Objective | Look through the material below. Copy each line that contains the string "styles".

================================

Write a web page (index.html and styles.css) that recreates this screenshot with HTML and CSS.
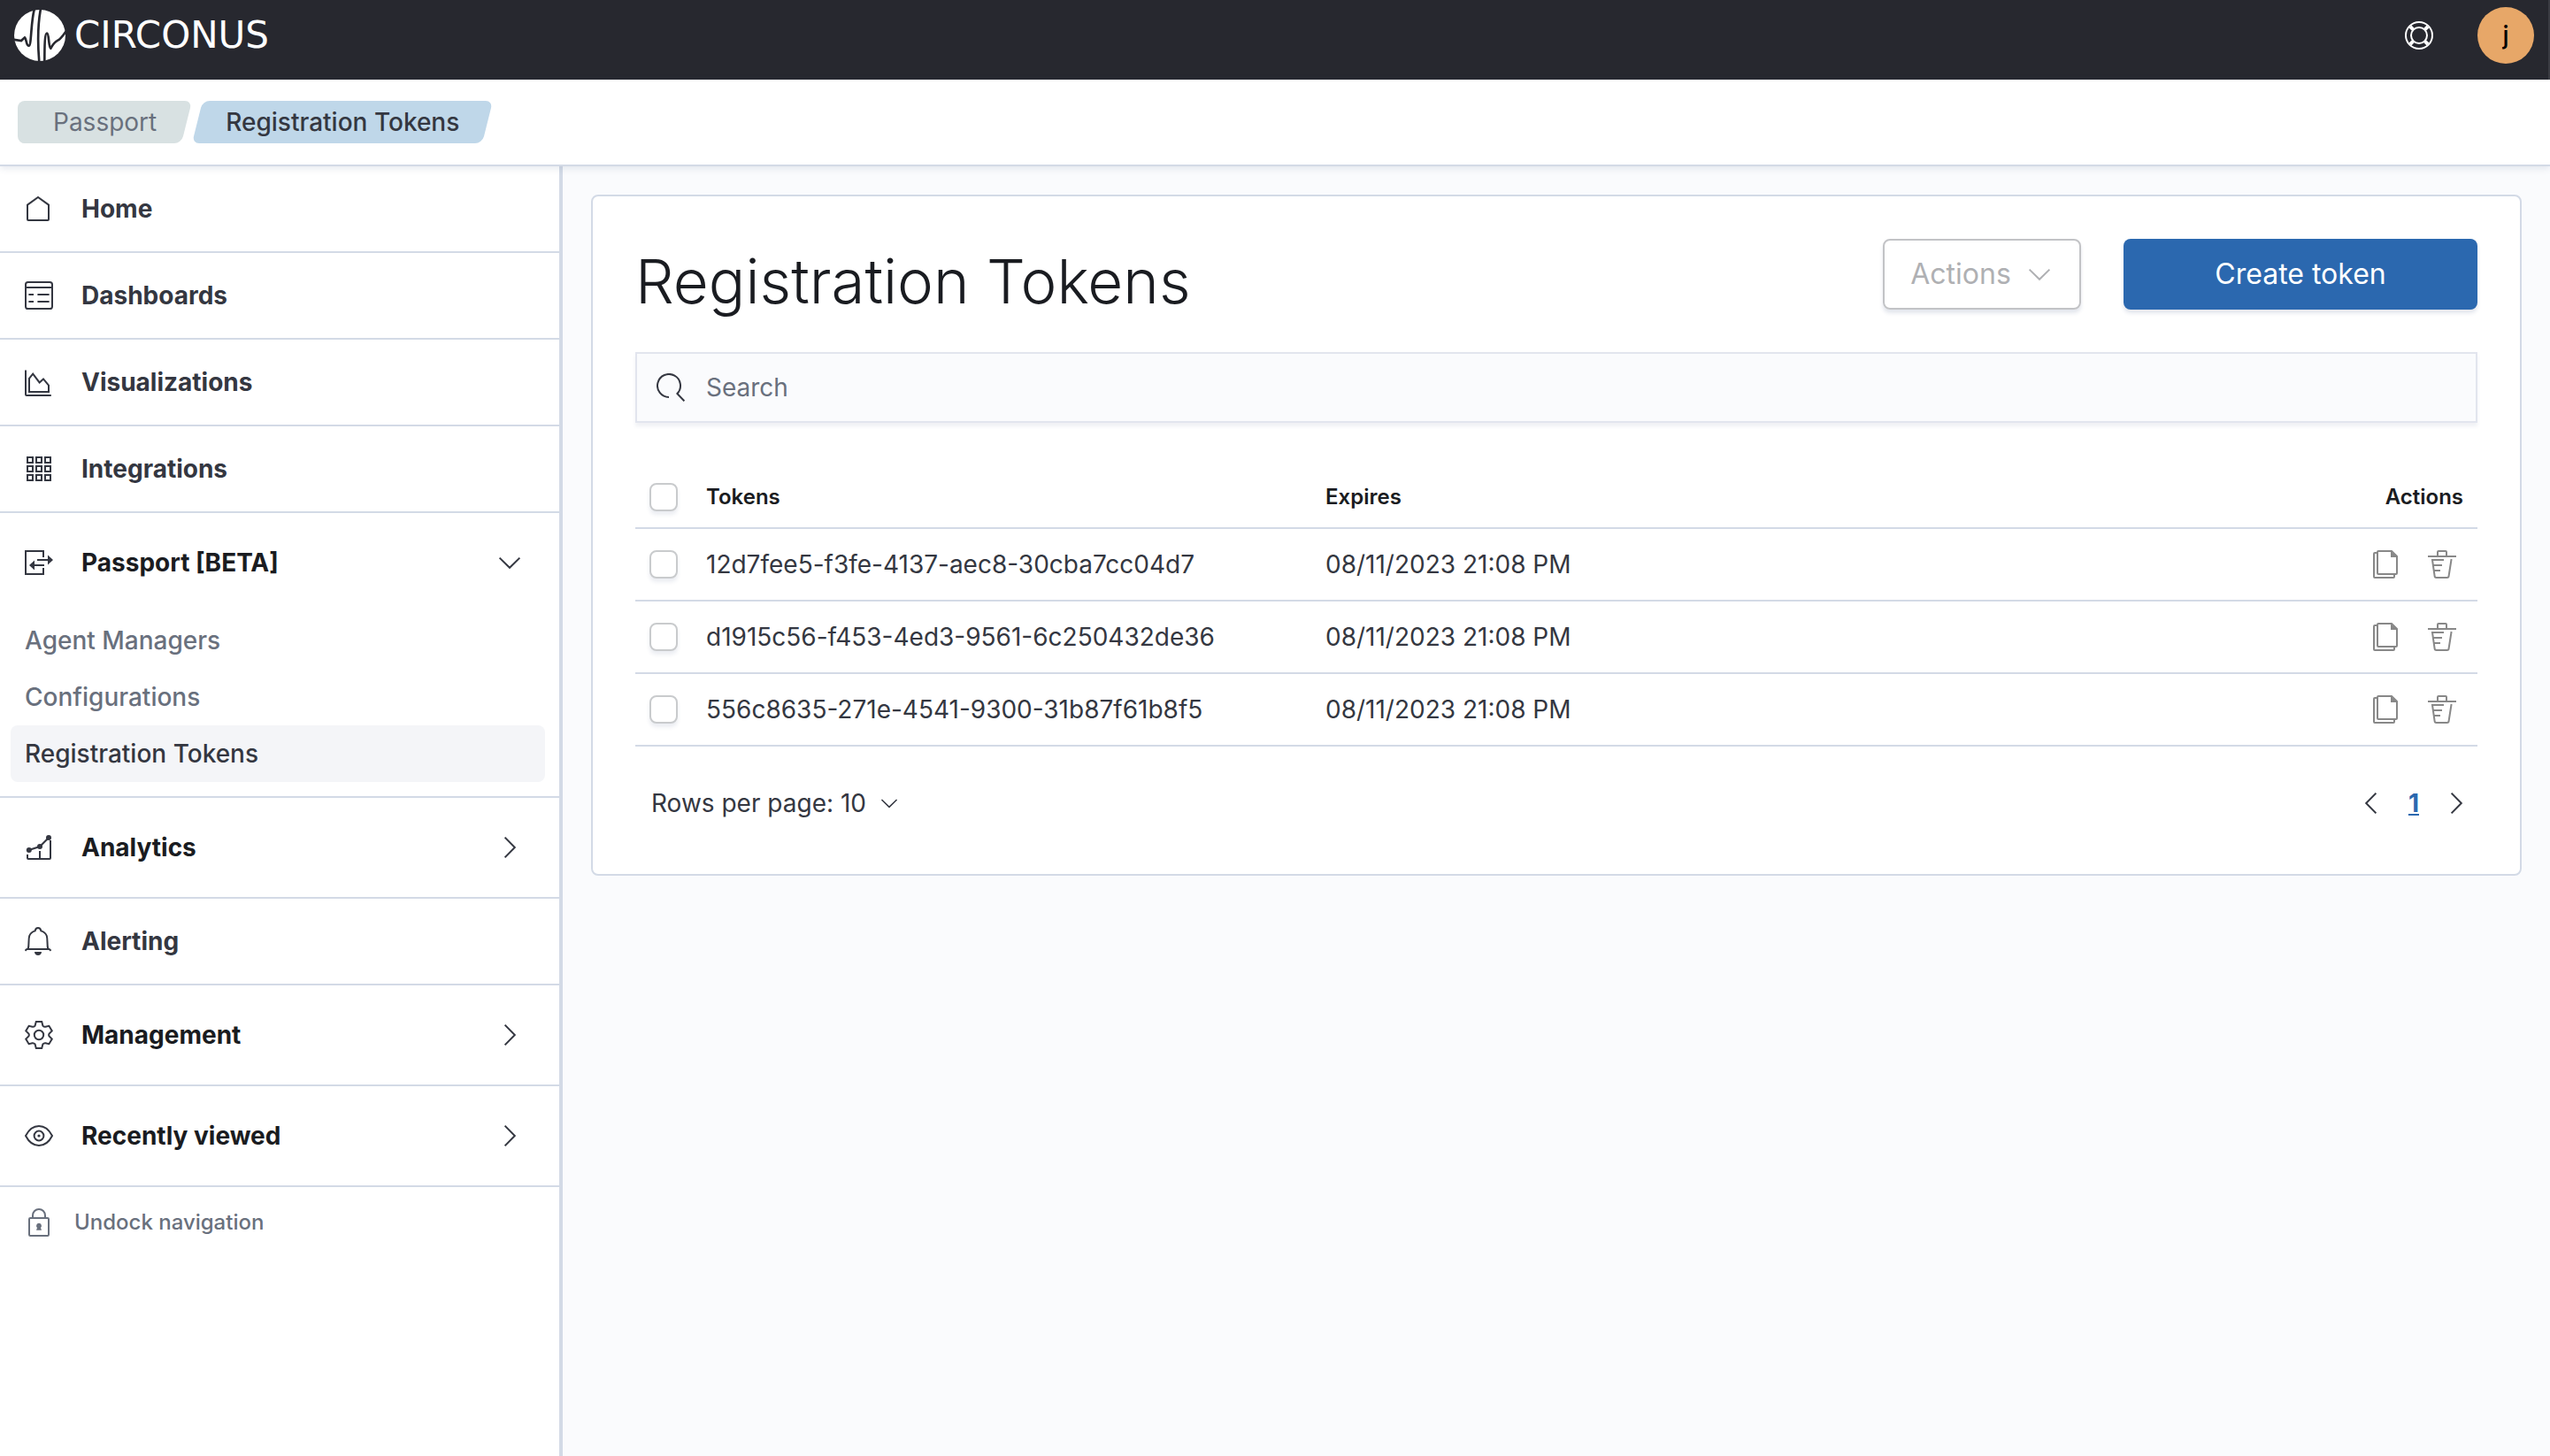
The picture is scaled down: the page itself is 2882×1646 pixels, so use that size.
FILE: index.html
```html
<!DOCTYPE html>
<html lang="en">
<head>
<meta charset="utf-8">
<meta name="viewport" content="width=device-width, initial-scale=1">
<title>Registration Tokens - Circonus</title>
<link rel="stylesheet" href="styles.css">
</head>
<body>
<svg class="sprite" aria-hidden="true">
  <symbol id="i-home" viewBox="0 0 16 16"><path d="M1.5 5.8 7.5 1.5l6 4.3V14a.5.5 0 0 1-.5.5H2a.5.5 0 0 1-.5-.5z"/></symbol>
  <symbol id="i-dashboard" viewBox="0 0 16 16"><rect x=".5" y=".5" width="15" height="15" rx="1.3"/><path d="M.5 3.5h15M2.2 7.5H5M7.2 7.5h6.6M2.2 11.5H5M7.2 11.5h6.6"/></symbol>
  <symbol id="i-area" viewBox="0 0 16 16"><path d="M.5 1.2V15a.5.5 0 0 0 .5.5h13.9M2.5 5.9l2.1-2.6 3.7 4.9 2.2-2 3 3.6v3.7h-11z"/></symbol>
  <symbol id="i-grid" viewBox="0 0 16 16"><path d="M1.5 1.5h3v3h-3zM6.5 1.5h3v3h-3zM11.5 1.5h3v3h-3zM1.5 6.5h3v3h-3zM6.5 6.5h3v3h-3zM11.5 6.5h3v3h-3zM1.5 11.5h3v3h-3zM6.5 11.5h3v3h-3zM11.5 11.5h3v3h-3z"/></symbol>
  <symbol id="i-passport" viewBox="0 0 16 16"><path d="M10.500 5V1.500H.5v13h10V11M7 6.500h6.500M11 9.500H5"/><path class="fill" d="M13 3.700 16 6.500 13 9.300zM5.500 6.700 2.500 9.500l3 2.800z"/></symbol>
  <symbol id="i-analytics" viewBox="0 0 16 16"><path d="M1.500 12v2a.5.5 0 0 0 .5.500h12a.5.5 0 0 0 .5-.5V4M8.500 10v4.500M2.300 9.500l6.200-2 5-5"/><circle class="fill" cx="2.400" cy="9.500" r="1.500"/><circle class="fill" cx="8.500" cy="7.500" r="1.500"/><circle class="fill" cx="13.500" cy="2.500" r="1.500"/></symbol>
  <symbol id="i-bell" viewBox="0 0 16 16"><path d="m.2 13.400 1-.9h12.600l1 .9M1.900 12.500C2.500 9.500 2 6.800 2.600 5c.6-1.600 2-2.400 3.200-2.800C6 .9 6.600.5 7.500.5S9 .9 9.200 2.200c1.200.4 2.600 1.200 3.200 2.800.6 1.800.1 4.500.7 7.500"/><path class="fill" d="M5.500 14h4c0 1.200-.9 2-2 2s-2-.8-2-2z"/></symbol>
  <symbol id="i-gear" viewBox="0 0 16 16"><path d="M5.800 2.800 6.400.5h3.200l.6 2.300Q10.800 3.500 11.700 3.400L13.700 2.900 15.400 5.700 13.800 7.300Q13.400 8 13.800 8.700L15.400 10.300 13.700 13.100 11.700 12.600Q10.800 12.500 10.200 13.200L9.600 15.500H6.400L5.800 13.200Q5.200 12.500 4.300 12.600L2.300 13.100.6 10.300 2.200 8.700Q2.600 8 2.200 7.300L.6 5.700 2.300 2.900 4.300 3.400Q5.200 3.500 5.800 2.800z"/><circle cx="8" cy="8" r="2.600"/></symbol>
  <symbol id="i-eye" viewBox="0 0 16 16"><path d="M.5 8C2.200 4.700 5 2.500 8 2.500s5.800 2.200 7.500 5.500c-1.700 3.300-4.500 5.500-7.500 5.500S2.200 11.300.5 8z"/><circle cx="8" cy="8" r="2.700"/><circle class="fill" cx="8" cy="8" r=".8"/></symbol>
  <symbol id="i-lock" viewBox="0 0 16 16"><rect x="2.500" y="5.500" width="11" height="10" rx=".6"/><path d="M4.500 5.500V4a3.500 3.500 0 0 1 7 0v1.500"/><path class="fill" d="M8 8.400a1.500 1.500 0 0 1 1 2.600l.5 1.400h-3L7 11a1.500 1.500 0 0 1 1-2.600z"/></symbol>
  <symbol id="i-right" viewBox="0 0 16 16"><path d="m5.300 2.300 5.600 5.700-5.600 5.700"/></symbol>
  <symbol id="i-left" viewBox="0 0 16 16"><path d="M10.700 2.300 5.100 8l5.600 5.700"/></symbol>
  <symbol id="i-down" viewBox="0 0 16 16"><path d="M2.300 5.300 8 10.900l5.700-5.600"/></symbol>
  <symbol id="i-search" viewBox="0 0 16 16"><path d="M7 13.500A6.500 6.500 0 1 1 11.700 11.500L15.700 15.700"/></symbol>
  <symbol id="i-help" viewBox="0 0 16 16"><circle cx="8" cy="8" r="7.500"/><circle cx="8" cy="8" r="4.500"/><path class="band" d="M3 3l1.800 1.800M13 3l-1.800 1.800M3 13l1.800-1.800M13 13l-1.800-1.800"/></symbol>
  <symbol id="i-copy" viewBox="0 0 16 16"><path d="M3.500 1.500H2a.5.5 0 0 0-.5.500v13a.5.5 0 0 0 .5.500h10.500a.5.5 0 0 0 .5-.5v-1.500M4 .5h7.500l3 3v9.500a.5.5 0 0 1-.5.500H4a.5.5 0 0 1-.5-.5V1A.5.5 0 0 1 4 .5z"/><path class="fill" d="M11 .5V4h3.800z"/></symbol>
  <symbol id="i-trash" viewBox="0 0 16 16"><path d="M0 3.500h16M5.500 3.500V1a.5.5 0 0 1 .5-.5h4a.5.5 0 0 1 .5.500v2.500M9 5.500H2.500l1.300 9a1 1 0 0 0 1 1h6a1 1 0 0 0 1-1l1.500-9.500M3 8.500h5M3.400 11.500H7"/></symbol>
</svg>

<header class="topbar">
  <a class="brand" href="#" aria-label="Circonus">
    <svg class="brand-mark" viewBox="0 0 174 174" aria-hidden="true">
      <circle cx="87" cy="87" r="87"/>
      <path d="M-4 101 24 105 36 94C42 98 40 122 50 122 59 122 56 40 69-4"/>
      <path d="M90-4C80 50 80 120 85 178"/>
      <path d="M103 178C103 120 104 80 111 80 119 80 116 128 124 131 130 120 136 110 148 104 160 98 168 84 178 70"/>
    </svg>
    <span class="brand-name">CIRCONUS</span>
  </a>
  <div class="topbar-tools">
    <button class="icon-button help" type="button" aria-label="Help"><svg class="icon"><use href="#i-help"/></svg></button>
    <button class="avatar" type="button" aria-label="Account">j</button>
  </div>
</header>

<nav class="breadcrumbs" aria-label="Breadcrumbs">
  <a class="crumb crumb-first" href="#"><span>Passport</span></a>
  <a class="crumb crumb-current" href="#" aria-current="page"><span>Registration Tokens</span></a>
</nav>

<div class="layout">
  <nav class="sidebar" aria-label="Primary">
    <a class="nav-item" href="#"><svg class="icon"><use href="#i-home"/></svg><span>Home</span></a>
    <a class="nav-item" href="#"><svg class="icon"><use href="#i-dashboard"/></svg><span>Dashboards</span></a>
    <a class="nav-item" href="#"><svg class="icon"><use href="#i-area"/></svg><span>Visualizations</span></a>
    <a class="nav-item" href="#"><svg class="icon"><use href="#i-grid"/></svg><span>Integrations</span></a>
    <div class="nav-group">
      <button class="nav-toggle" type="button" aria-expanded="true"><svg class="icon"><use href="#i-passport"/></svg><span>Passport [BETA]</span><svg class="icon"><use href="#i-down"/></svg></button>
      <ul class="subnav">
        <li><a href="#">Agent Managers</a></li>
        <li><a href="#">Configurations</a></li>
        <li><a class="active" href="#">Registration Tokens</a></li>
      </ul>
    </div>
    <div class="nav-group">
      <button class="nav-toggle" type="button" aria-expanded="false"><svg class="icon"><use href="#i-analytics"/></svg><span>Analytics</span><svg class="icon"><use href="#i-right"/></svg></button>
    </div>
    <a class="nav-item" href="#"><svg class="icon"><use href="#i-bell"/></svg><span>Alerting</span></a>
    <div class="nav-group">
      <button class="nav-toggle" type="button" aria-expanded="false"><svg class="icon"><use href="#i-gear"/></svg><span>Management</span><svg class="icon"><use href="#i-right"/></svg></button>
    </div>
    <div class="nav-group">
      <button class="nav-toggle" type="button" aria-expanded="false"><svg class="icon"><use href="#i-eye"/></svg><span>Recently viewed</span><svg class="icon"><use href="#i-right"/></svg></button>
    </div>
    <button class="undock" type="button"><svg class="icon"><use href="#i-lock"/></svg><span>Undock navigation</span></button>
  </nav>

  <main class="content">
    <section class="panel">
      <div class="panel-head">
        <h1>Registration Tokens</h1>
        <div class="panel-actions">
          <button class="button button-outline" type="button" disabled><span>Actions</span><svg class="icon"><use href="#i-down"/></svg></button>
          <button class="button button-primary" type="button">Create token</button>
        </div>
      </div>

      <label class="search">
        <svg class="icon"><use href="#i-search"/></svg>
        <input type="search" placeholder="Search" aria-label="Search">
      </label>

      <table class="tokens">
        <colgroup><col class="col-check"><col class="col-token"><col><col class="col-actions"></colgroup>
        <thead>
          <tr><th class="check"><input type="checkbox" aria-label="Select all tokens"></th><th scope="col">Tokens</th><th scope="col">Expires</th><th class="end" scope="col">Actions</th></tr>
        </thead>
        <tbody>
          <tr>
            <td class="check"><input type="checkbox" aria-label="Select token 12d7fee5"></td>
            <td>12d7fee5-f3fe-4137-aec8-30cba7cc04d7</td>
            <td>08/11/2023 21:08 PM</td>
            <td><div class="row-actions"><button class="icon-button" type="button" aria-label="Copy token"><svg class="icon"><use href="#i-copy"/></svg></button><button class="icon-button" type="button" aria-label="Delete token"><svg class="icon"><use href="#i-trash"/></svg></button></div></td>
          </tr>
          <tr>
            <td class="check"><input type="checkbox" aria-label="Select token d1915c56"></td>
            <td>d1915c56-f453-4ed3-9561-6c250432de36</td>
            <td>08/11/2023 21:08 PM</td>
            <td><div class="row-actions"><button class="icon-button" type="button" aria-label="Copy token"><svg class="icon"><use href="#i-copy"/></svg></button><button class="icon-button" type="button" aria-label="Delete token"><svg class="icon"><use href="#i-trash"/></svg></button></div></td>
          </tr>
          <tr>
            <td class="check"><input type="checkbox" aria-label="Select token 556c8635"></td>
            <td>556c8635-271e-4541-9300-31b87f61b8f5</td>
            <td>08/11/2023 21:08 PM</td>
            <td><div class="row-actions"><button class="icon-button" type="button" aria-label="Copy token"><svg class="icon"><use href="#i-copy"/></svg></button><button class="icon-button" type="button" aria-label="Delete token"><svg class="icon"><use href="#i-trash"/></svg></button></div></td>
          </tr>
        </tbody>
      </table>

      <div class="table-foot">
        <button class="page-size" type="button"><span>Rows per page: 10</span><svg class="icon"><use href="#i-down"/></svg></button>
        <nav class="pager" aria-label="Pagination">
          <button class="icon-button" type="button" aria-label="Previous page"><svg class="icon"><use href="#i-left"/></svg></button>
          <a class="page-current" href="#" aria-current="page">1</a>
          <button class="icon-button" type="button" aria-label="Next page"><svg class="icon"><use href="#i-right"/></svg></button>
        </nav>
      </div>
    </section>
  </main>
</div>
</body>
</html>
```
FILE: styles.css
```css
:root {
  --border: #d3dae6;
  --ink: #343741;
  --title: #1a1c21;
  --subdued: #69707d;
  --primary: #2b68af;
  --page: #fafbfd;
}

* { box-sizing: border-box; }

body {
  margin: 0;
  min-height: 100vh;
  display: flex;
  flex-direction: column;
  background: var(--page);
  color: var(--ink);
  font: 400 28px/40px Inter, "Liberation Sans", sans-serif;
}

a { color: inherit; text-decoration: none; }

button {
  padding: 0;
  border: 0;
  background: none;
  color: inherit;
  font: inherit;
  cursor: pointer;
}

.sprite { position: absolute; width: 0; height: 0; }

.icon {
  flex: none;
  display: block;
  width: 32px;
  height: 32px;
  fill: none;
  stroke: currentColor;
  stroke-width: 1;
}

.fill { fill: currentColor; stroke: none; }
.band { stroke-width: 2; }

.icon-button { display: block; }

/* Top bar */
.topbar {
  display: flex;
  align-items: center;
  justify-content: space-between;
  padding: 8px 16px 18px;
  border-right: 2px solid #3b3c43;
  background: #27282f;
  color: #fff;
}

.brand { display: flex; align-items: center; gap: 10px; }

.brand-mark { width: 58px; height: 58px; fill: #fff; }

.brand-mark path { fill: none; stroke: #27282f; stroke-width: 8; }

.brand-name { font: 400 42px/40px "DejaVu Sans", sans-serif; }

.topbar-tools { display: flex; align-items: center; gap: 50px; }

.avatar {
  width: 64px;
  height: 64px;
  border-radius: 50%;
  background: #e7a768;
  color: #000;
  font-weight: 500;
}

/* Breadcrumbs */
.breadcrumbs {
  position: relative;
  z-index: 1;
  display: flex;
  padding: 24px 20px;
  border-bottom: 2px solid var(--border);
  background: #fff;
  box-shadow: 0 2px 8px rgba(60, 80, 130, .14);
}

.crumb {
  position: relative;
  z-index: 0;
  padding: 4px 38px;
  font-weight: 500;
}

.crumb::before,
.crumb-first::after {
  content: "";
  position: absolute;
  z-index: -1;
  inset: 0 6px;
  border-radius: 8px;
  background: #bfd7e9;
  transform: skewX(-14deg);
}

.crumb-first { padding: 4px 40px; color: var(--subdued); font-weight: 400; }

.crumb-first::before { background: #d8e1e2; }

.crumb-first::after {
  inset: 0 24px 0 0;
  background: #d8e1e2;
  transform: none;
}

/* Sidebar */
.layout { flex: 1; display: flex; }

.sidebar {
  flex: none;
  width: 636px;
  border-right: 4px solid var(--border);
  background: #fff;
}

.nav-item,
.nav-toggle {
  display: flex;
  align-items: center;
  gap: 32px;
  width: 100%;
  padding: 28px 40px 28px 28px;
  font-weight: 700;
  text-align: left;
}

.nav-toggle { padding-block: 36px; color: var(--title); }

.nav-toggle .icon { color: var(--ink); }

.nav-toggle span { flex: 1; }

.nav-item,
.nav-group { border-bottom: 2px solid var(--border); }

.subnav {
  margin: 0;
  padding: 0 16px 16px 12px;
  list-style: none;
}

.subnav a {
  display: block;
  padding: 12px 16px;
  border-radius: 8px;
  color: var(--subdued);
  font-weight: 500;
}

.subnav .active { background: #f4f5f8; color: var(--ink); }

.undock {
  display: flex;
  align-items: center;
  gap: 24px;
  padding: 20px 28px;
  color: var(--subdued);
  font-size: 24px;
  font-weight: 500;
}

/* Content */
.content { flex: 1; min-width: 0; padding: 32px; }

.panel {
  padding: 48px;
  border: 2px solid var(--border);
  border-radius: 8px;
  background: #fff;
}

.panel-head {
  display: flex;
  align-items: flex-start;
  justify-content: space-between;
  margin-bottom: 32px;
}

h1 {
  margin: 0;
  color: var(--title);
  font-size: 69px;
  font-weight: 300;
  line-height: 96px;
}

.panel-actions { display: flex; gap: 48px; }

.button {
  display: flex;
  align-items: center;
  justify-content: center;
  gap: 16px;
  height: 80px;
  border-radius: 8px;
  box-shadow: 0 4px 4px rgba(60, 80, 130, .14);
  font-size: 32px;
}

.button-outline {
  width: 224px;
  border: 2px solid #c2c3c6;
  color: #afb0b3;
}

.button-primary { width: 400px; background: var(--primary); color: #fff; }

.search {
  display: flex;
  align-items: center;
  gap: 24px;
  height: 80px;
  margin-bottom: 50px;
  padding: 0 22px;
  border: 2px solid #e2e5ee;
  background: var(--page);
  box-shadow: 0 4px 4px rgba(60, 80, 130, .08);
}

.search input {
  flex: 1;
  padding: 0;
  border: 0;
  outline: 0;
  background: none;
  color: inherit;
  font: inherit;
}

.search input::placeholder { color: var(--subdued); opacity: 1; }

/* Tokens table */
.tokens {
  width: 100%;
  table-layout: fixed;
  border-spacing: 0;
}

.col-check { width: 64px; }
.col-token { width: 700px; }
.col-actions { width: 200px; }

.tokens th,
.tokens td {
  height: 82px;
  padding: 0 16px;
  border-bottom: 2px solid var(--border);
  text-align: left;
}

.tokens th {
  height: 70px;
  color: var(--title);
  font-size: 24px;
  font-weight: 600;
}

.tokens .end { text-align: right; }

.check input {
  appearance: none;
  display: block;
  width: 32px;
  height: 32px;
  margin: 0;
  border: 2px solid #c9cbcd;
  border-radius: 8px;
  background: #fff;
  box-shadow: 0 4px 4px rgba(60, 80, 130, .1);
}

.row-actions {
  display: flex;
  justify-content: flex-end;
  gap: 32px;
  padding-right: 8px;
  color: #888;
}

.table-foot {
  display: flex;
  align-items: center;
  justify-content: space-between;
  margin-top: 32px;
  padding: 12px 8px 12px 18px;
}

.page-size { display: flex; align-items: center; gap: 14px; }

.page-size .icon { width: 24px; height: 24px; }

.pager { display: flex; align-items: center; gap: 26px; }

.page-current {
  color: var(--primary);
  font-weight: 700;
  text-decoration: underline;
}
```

================================

Solution to this exercise |
Write a web page (index.html and styles.css) that recreates this screenshot with HTML and CSS.
<link rel="stylesheet" href="styles.css">
FILE: styles.css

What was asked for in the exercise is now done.